Using the mean recall value as an evaluation criterion could be impartial to some descriptor type but not others and that is because some of the activity classes may contribute disproportionally to the overall value of mean recall. To avoid this bias, the effectiveness performance of different descriptors has been further investigated based on the total number of bold cells for each descriptor across the full set of activity classes, as shown in the bottom rows of Tables 49. These bold cell results are listed in Table 11. Visual inspection of the results in Table 11 shows clearly that the GBMD descriptor can provide a level of performance that is generally superior to the other descriptors.
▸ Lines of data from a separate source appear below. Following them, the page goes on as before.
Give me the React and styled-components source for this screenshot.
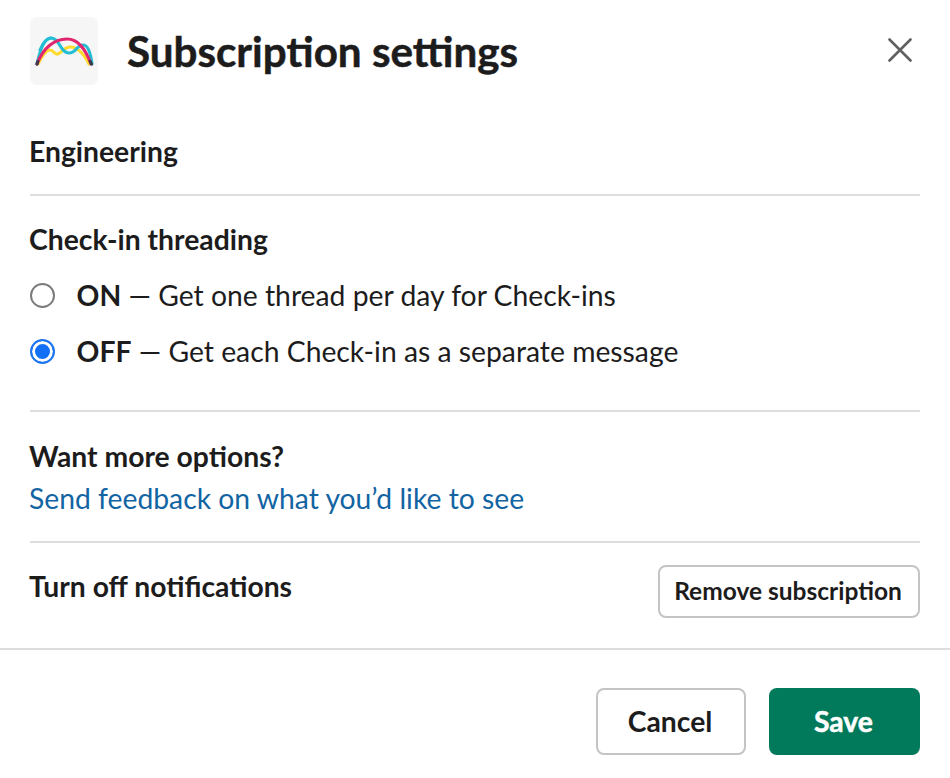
import React from "react";
import styled, { createGlobalStyle } from "styled-components";

const Global = createGlobalStyle`
  html, body { margin: 0; padding: 0; background: #fff; }
  body { font-family: Lato, "Noto Sans", sans-serif; color: #1d1c1d; }
`;

const Modal = styled.div`
  width: 950px;
  height: 778px;
  display: flex;
  flex-direction: column;
  overflow: hidden;
  background: #fff;
`;

const Header = styled.header`
  display: flex;
  align-items: center;
  height: 68px;
  margin-top: 17px;
  padding: 0 38px 0 30px;
`;

const LogoTile = styled.div`
  width: 68px;
  height: 68px;
  border-radius: 7px;
  background: #f6f6f6;
  display: flex;
  flex: none;
`;

const Title = styled.h1`
  flex: 1;
  margin: 0 0 0 29px;
  font-size: 42.2px;
  line-height: 68px;
  font-weight: 700;
  -webkit-text-stroke: 0.5px #1d1c1d;
`;

const Close = styled.button`
  border: 0;
  background: none;
  padding: 0 0 2px;
  display: flex;
  color: #616061;
`;

const Body = styled.div`
  padding: 0 30px;
  display: flex;
  flex-direction: column;
`;

const Section = styled.section`
  border-bottom: 2px solid #dddddd;
  height: ${(p) => p.$h}px;
  padding-top: ${(p) => p.$top}px;
  box-sizing: border-box;
  flex: none;
`;

const Label = styled.div`
  font-size: 28.3px;
  line-height: 36px;
  font-weight: 700;
  margin-left: -1px;
`;

const Options = styled.div`
  margin-top: 20px;
  display: flex;
  flex-direction: column;
  gap: 20px;
`;

const Option = styled.label`
  display: flex;
  align-items: center;
  height: 36px;
  font-size: 28.3px;
  line-height: 36px;
`;

const Radio = styled.span`
  width: 25px;
  height: 25px;
  border-radius: 50%;
  box-sizing: border-box;
  flex: none;
  margin-right: 21.6px;
  background: ${(p) => (p.$on ? "#1170f5" : "#fff")};
  border: 2px solid ${(p) => (p.$on ? "#1d76f0" : "#7c7b7c")};
  box-shadow: ${(p) => (p.$on ? "inset 0 0 0 3px #fff" : "none")};
`;

const Link = styled.a`
  display: block;
  margin: 6px 0 0 -1px;
  font-size: 28.3px;
  line-height: 36px;
  color: #1264a3;
`;

const Row = styled.div`
  display: flex;
  align-items: flex-start;
  justify-content: space-between;
  height: 105px;
  padding-top: 22px;
  box-sizing: border-box;
`;

const RowLabel = styled(Label)`
  margin-top: 3px;
`;

const GhostButton = styled.button`
  height: 53px;
  width: 262px;
  padding: 0 2px 1px 0;
  border: 2px solid #c4c4c4;
  border-radius: 8px;
  background: #fff;
  color: #1d1c1d;
  font: 700 24.5px/1 Lato, sans-serif;
`;

const Footer = styled.footer`
  border-top: 2px solid #dddddd;
  flex: 1;
  display: flex;
  justify-content: flex-end;
  align-items: flex-start;
  gap: 23px;
  padding: 38px 30px 0;
`;

const FooterButton = styled.button`
  height: 67px;
  width: ${(p) => p.$w}px;
  padding: 0 2px 0 0;
  border-radius: 8px;
  box-sizing: border-box;
  font: 700 28.3px/1 Lato, sans-serif;
  background: ${(p) => (p.$primary ? "#007a5a" : "#fff")};
  color: ${(p) => (p.$primary ? "#fff" : "#1d1c1d")};
  border: ${(p) => (p.$primary ? "none" : "2px solid #c4c4c4")};
  -webkit-text-stroke: ${(p) => (p.$primary ? "0.5px #fff" : "0")};
`;

const Logo = () => (
  <svg width="68" height="68" viewBox="30 17 68 68" fill="none" strokeWidth="3.1" strokeLinecap="round">
    <path d="M38 64 C42 56 46 50 50 50 C54 50 54 55 58 54 C62 53 64 47 70 47 C78 47 85 56 89 64" stroke="#ffdb2e" />
    <path d="M37 64 C40 50 44 38 51 38 C60 38 60 53 69 53 C77 53 76 45 83 45 C89 45 91 56 92 64" stroke="#25bdd3" />
    <path d="M37 64 C43 48 54 39 67 39 C78 39 85 48 91 64" stroke="#e0266e" />
    <path d="M40 50 C43 43 46 38 51 38" stroke="#25bdd3" />
    <path d="M37 64 L37.8 61.5 M90.2 61.5 L91.5 64" stroke="#3b3a48" />
  </svg>
);

const X = () => (
  <svg width="24" height="24" viewBox="0 0 24 24" fill="none" stroke="currentColor" strokeWidth="2.6" strokeLinecap="round">
    <path d="M1.5 1.5 L22.5 22.5 M22.5 1.5 L1.5 22.5" />
  </svg>
);

export default function App() {
  return (
    <Modal>
      <Global />
      <Header>
        <LogoTile><Logo /></LogoTile>
        <Title>Subscription settings</Title>
        <Close aria-label="Close"><X /></Close>
      </Header>
      <Body>
        <Section $h={111} $top={48}>
          <Label>Engineering</Label>
        </Section>
        <Section $h={216} $top={25}>
          <Label>Check-in threading</Label>
          <Options>
            <Option><Radio /><span><b>ON</b> — Get one thread per day for Check-ins</span></Option>
            <Option><Radio $on /><span><b>OFF</b> — Get each Check-in as a separate message</span></Option>
          </Options>
        </Section>
        <Section $h={131} $top={26}>
          <Label>Want more options?</Label>
          <Link>Send feedback on what you’d like to see</Link>
        </Section>
        <Row>
          <RowLabel>Turn off notifications</RowLabel>
          <GhostButton>Remove subscription</GhostButton>
        </Row>
      </Body>
      <Footer>
        <FooterButton $w={150}>Cancel</FooterButton>
        <FooterButton $primary $w={151}>Save</FooterButton>
      </Footer>
    </Modal>
  );
}
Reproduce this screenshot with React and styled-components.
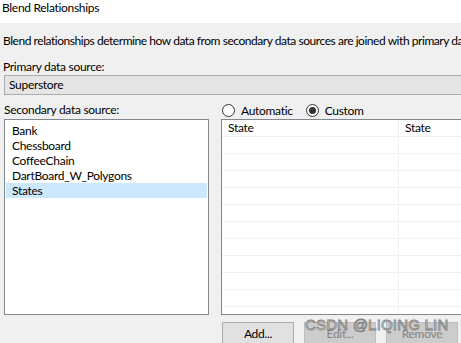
import React from "react";
import styled, { createGlobalStyle } from "styled-components";

const Global = createGlobalStyle`
  html, body { margin: 0; padding: 0; background: #f0f0f0; }
  body { font-family: Lato, "Noto Sans", sans-serif; font-size: 12px; letter-spacing: -0.3px; color: #000; }
  * { box-sizing: border-box; }
`;

const Window = styled.div`
  position: relative;
  width: 461px;
  height: 343px;
  overflow: hidden;
  background: #f0f0f0;
`;

const TitleBar = styled.div`
  height: 23px;
  background: #fff;
  padding: 0 0 0 2px;
  line-height: 16px;
  white-space: nowrap;
`;

const Body = styled.div`
  padding: 10px 0 0 3px;
`;

const Description = styled.div`
  white-space: nowrap;
  line-height: 16px;
  height: 16px;
  letter-spacing: -0.45px;
`;

const Label = styled.div`
  line-height: 16px;
  height: 16px;
  white-space: nowrap;
  margin-top: ${(p) => p.$mt || 0}px;
`;

const ReadOnlyField = styled.div`
  margin: 0 0 0 1px;
  height: 20px;
  border: 1px solid #adadad;
  border-right: none;
  background: #e5e5e5;
  padding-left: 4px;
  line-height: 18px;
`;

const Columns = styled.div`
  display: grid;
  grid-template-columns: 205px 1fr;
  column-gap: 12px;
  margin-top: 7px;
  margin-left: 1px;
`;

const Column = styled.div`
  display: flex;
  flex-direction: column;
`;

const ListBox = styled.div`
  margin-top: 1px;
  height: 196px;
  border: 1px solid #828790;
  background: #fff;
  padding: 3px 1px 0 1px;
`;

const ListItem = styled.div`
  height: 15px;
  line-height: 15px;
  padding-left: 6px;
  white-space: nowrap;
  background: ${(p) => (p.$selected ? "#cce8ff" : "transparent")};
`;

const RadioRow = styled.div`
  display: flex;
  align-items: center;
  height: 16px;
  margin-left: 1px;
  gap: 13px;
`;

const RadioOption = styled.label`
  display: flex;
  align-items: center;
  gap: 6px;
  white-space: nowrap;
`;

const RadioCircle = styled.span`
  width: 13px;
  height: 13px;
  border-radius: 50%;
  border: 1px solid #333;
  background: #fff;
  display: flex;
  align-items: center;
  justify-content: center;
  &::after {
    content: "";
    width: 7px;
    height: 7px;
    border-radius: 50%;
    background: ${(p) => (p.$checked ? "#333" : "transparent")};
  }
`;

const Table = styled.div`
  margin-top: 1px;
  height: 196px;
  border: 1px solid #828790;
  border-right: none;
  background: #fff;
  overflow: hidden;
`;

const TableRow = styled.div`
  display: grid;
  grid-template-columns: 177px 1fr;
  height: 17px;
  border-bottom: 1px solid #f0f0f0;
`;

const Cell = styled.div`
  padding-left: 6px;
  line-height: 16px;
  white-space: nowrap;
  border-right: ${(p) => (p.$divider ? "1px solid #f0f0f0" : "none")};
`;

const ButtonRow = styled.div`
  display: flex;
  gap: 10px;
  margin-top: 7px;
  margin-left: 1px;
`;

const Button = styled.button`
  width: 72px;
  height: 23px;
  font: inherit;
  letter-spacing: inherit;
  color: ${(p) => (p.disabled ? "#838383" : "#000")};
  background: ${(p) => (p.disabled ? "#cccccc" : "#e1e1e1")};
  border: 1px solid ${(p) => (p.disabled ? "#bfbfbf" : "#adadad")};
  padding: 0;
  line-height: 20px;
`;

const Watermark = styled.div`
  position: absolute;
  left: 305px;
  top: 315px;
  font-family: "Liberation Sans", sans-serif;
  font-size: 15px;
  line-height: 20px;
  color: rgba(235, 235, 235, 0.7);
  -webkit-text-stroke: 0.8px rgba(110, 110, 110, 0.85);
  letter-spacing: 0.2px;
  white-space: nowrap;
  pointer-events: none;
`;

const items = ["Bank", "Chessboard", "CoffeeChain", "DartBoard_W_Polygons", "States"];

export default function App() {
  const rows = Array.from({ length: 11 });
  return (
    <>
      <Global />
      <Window>
        <TitleBar>Blend Relationships</TitleBar>
        <Body>
          <Description>
            Blend relationships determine how data from secondary data sources are joined with primary data sources.
          </Description>
          <Label $mt={10}>Primary data source:</Label>
          <ReadOnlyField>Superstore</ReadOnlyField>
          <Columns>
            <Column>
              <Label>Secondary data source:</Label>
              <ListBox>
                {items.map((it) => (
                  <ListItem key={it} $selected={it === "States"}>
                    {it}
                  </ListItem>
                ))}
              </ListBox>
            </Column>
            <Column>
              <RadioRow>
                <RadioOption>
                  <RadioCircle />
                  Automatic
                </RadioOption>
                <RadioOption>
                  <RadioCircle $checked />
                  Custom
                </RadioOption>
              </RadioRow>
              <Table>
                <TableRow>
                  <Cell $divider>State</Cell>
                  <Cell>State</Cell>
                </TableRow>
                {rows.map((_, i) => (
                  <TableRow key={i}>
                    <Cell $divider />
                    <Cell />
                  </TableRow>
                ))}
              </Table>
              <ButtonRow>
                <Button>Add...</Button>
                <Button disabled>Edit...</Button>
                <Button disabled>Remove</Button>
              </ButtonRow>
            </Column>
          </Columns>
        </Body>
        <Watermark>CSDN @LIQING LIN</Watermark>
      </Window>
    </>
  );
}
The only obvious exception is the DS2.

Retrieval results of top 1% and 5% of GBMD for data set DS1–DS3 compared with the LWDOSM and Lingo-DOSM are shown in Tables 1214. The results show the performance improvements obtained by using GBMD compared to these two proposed descriptors for DS1. However, comparing GBMD with the LWDOSM and LINGO-DOSM descriptors in Table 13 for DS2 shows a lower performance because the LWDOSM and LINGO-DOSM are more sensitive on the shape of molecules, so they give better results for the low diversity dataset. Moreover, in Table 13, the retrieval results of top 1% and 5% for data set DS3 show that GBMD outperform the LWDOSM and Lingo-DOSM descriptors.

From the above results, it should be noted here that the main purpose of using several types of descriptor in the experiments was not a performance comparison only but also to show that our new descriptor GBMD is capable of representing and characterising the molecule structure and to show the possibility and feasibility of using GBMD for similarity-based virtual screening. However, the retrieval performance for any descriptor depends on the type of similarity methods used. Hence, we believe that using different text similarity searching methods with the GBDM descriptor such as the longest-common-subsequence (LCS) [23] and dynamic time warping (DTW) [24], will yield different results.

6. Conclusion

In this paper, we developed a new graph-based descriptor (GBMD) based on the canonical representations of molecules to provide a unique representation for each structure. Simulated virtual screening experiments with the MDL drug data report data sets compared the GBMD to many standard descriptors. The results show that the GBMD is working well for high diverse datasets, such that it outperformed all other descriptors for DS1 and DS3. Also, it outperformed the performance of LWDOSM and Lingo-DOSM descriptors that were proposed in our previous works.

Conflict of Interests

The authors declare that there is no conflict of interests regarding the publication of this paper.

Acknowledgments

This work is supported by Ministry of Higher Education (MOHE) and Research Management Centre (RMC) at the Universiti Teknologi Malaysia (UTM) under Research University Grant Category (VOT Q.J130000.2528.07H89). In addition, Faisal Saeed is a Researcher of Universiti Teknologi Malaysia under the Post-Doctoral Fellowship.